Jim -
Indraneel Mukherjee (mukherjee.indraneel(a)gmail.com) posted these to the
lkcd mailing list some time ago. You might want to look at some of those
- there's one about mounts and one about SBs.
Sial does not provide reentrancy back to crash. On the plus side, you
can pretty much cut&paste kernel code straight into you script, so you
don't have to be a kernel guru to get the info you want. A good source
of code is the /proc hooks that are employed throughout kernel and
driver code... :)
-Luc
-----Original Message-----
From: crash-utility-bounces(a)redhat.com
[mailto:crash-utility-bounces@redhat.com] On Behalf Of James Washer
Sent: Friday, December 11, 2009 6:29 PM
To: Discussion "list for crash utility usage,maintenance and
development
Subject: [Crash-utility] calling crash from another program
(or vice versa)
Often, I'd like to be able to run one crash command, massage
the data produced, and run follow up commands using the massaged data
A (possibly crazy) example, run the mount command, collect
the superblocks addresses, for each super_block, get the
s_inodes list head, traverse each list head to the inode, for
each inode, find it's i_data
(address_space) and get the number of pages.. Now.. sum these
up and print a table of filesystem mounts points and the
number of cached pages for each... Perhaps, I'd even traverse
the struct pages to provide a count of clean and dirty pages
for each file system.
I do do this by hand. (i.e. mount > mount.file; perlscript
mount.file > crash-script-step-1, then, back in crash I do ".

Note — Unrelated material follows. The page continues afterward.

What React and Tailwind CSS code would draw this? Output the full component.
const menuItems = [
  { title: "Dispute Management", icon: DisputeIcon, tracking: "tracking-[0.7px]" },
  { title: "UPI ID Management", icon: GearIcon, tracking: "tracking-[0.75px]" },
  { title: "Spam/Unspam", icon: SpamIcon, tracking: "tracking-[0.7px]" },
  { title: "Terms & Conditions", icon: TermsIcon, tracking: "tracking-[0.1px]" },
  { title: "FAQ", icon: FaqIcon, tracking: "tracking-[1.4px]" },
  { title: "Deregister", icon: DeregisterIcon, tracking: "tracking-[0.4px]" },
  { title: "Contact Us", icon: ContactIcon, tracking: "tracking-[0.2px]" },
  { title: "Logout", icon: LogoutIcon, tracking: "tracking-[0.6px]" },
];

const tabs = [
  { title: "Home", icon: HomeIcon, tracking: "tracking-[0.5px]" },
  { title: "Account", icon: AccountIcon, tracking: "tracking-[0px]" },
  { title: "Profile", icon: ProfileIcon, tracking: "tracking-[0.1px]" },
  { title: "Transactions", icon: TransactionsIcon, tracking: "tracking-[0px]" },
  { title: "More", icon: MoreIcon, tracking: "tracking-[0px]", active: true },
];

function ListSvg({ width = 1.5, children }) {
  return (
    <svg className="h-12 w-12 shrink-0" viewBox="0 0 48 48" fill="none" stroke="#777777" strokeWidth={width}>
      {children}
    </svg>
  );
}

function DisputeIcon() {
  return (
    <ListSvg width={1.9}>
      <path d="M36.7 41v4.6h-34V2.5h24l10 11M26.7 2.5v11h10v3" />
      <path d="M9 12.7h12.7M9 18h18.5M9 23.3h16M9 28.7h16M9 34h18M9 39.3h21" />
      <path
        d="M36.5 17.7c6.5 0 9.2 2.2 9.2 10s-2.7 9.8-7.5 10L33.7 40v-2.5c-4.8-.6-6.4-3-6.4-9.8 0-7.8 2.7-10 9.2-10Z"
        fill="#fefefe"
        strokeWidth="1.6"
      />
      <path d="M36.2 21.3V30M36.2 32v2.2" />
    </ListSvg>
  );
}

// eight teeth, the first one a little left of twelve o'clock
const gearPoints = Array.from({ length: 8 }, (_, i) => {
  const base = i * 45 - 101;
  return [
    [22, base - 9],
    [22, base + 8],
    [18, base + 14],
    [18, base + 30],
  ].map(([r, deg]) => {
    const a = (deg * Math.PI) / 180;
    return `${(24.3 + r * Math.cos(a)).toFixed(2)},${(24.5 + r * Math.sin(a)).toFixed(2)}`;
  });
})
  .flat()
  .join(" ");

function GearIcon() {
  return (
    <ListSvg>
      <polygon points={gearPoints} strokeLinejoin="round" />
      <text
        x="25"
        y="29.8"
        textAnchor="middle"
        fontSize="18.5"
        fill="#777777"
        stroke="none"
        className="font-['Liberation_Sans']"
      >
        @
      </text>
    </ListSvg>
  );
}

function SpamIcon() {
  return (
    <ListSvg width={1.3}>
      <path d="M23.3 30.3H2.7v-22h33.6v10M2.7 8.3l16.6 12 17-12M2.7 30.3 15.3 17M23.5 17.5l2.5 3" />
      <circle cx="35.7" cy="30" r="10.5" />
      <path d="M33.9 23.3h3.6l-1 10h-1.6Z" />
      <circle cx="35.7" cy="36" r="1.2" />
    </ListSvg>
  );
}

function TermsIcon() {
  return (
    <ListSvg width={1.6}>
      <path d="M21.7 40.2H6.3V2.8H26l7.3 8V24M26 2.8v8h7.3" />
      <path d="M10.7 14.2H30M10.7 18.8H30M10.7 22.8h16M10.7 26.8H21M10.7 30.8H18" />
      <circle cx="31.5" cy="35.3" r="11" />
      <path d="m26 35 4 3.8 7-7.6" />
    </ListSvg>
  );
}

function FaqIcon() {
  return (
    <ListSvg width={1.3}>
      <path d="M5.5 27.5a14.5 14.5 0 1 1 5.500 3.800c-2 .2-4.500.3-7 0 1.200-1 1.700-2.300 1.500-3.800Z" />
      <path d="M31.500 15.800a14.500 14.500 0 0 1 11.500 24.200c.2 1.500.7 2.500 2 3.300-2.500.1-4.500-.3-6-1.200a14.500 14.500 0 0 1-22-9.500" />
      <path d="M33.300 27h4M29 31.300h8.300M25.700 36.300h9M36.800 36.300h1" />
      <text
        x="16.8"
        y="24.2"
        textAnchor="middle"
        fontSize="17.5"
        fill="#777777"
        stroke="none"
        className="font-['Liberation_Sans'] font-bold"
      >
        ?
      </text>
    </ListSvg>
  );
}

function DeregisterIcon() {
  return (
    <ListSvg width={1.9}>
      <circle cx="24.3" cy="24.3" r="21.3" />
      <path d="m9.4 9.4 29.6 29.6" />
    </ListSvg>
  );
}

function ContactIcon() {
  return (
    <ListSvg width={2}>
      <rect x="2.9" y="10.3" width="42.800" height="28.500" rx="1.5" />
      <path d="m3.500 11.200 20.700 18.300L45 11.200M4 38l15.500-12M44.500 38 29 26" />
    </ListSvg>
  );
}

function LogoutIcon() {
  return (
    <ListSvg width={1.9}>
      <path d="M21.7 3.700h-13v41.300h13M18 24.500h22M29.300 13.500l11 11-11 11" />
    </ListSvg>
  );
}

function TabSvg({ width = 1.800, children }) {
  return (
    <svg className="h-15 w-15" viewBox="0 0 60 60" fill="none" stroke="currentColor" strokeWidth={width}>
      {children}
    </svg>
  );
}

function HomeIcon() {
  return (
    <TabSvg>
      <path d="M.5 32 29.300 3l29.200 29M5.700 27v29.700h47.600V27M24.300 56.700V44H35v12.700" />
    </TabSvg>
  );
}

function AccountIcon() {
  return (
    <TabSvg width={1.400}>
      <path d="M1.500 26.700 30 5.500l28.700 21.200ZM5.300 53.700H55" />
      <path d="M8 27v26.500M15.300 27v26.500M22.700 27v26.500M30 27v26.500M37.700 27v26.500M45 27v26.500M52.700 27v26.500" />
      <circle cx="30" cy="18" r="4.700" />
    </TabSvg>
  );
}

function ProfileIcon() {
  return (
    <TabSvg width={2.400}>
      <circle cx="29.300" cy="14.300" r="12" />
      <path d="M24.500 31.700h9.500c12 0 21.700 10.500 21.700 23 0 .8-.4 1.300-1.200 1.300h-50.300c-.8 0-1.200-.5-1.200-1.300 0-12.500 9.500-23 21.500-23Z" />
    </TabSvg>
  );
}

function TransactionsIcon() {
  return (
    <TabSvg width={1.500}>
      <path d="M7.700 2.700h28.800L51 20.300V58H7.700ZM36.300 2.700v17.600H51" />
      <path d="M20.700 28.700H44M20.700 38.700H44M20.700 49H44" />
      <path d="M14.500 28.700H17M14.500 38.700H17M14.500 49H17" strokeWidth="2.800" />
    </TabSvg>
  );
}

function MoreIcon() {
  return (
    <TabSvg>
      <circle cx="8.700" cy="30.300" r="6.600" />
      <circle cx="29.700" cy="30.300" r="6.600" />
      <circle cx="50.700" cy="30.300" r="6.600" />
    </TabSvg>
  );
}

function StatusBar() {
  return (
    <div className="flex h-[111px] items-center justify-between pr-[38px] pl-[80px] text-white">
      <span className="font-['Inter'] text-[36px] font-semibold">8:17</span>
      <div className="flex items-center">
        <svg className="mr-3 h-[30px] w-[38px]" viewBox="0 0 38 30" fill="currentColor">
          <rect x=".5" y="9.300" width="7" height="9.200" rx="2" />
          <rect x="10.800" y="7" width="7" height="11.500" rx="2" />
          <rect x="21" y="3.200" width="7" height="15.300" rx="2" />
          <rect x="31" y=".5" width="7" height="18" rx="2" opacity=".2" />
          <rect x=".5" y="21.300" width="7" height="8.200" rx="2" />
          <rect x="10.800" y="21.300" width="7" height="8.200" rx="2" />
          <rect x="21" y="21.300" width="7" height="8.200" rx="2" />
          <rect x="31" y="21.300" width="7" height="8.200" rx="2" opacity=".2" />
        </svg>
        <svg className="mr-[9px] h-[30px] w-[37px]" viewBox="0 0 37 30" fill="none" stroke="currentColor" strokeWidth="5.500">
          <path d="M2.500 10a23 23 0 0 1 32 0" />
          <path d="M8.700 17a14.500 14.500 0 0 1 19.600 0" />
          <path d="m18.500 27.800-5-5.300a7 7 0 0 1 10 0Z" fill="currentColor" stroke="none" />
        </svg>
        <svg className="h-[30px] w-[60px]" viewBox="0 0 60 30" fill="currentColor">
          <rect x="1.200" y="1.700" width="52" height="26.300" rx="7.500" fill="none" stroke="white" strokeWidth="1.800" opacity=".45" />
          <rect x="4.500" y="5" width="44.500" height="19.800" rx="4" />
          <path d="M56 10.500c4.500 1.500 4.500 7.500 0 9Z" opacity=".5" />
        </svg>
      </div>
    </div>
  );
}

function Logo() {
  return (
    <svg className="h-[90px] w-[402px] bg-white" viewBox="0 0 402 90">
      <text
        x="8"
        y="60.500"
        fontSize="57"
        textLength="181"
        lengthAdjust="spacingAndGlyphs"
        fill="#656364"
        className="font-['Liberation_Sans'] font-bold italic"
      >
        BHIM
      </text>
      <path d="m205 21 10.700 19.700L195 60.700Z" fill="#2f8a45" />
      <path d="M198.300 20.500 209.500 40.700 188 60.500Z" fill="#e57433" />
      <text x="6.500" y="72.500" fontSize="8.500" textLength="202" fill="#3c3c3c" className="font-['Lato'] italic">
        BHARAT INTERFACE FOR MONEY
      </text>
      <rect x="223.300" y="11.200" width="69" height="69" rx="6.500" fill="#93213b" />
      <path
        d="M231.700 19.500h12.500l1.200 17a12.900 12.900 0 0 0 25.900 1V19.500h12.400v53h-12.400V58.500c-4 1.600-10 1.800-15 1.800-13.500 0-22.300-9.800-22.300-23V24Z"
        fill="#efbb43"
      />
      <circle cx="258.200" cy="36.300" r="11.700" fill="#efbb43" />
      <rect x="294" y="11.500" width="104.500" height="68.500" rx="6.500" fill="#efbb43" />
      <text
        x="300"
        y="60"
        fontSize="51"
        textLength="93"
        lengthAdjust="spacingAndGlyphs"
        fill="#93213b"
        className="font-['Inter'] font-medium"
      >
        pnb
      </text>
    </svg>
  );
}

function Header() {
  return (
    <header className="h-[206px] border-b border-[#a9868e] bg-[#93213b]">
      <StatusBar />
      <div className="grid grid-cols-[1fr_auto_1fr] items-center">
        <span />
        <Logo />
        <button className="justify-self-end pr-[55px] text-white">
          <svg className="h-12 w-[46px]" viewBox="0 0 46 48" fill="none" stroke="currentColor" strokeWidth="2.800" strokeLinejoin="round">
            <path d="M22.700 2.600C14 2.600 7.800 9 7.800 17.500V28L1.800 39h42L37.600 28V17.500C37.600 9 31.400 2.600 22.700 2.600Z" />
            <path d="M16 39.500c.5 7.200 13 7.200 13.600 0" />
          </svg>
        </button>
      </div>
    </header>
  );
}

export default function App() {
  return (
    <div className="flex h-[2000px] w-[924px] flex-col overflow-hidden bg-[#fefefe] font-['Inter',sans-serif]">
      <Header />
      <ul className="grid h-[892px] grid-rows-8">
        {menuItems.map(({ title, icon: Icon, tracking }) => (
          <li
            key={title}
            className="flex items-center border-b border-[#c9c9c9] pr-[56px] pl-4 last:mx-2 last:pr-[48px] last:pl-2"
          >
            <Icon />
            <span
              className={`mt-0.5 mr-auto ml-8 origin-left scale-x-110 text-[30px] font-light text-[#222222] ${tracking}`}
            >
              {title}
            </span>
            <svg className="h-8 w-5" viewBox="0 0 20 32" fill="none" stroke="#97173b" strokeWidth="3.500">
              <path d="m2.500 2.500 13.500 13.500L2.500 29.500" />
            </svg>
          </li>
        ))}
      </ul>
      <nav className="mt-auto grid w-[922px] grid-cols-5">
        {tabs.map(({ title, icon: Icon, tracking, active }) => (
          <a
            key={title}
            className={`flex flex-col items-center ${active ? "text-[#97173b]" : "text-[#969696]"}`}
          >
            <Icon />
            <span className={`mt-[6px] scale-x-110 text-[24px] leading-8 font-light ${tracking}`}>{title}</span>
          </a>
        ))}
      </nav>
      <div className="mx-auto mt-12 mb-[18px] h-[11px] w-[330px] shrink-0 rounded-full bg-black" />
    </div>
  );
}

crash-script-step-1 > data-file-2; and repeat with more
massaging).. This is gross, prone to error, and not terribly fast.
I'd love to start crash as a child of perl and either use
expect (which is a bit of a hack) or better yet, have some
machine interface to crash (ala gdbmi)...
I know.. it's open source, I should write it myself. I just
don't want to reinvent the wheel, if someone else already has
done something like this.
Perhaps I need to learn sial. But what little sial I've
looked at seems a bit low level for my needs.
Has anyone had much luck using expect with crash?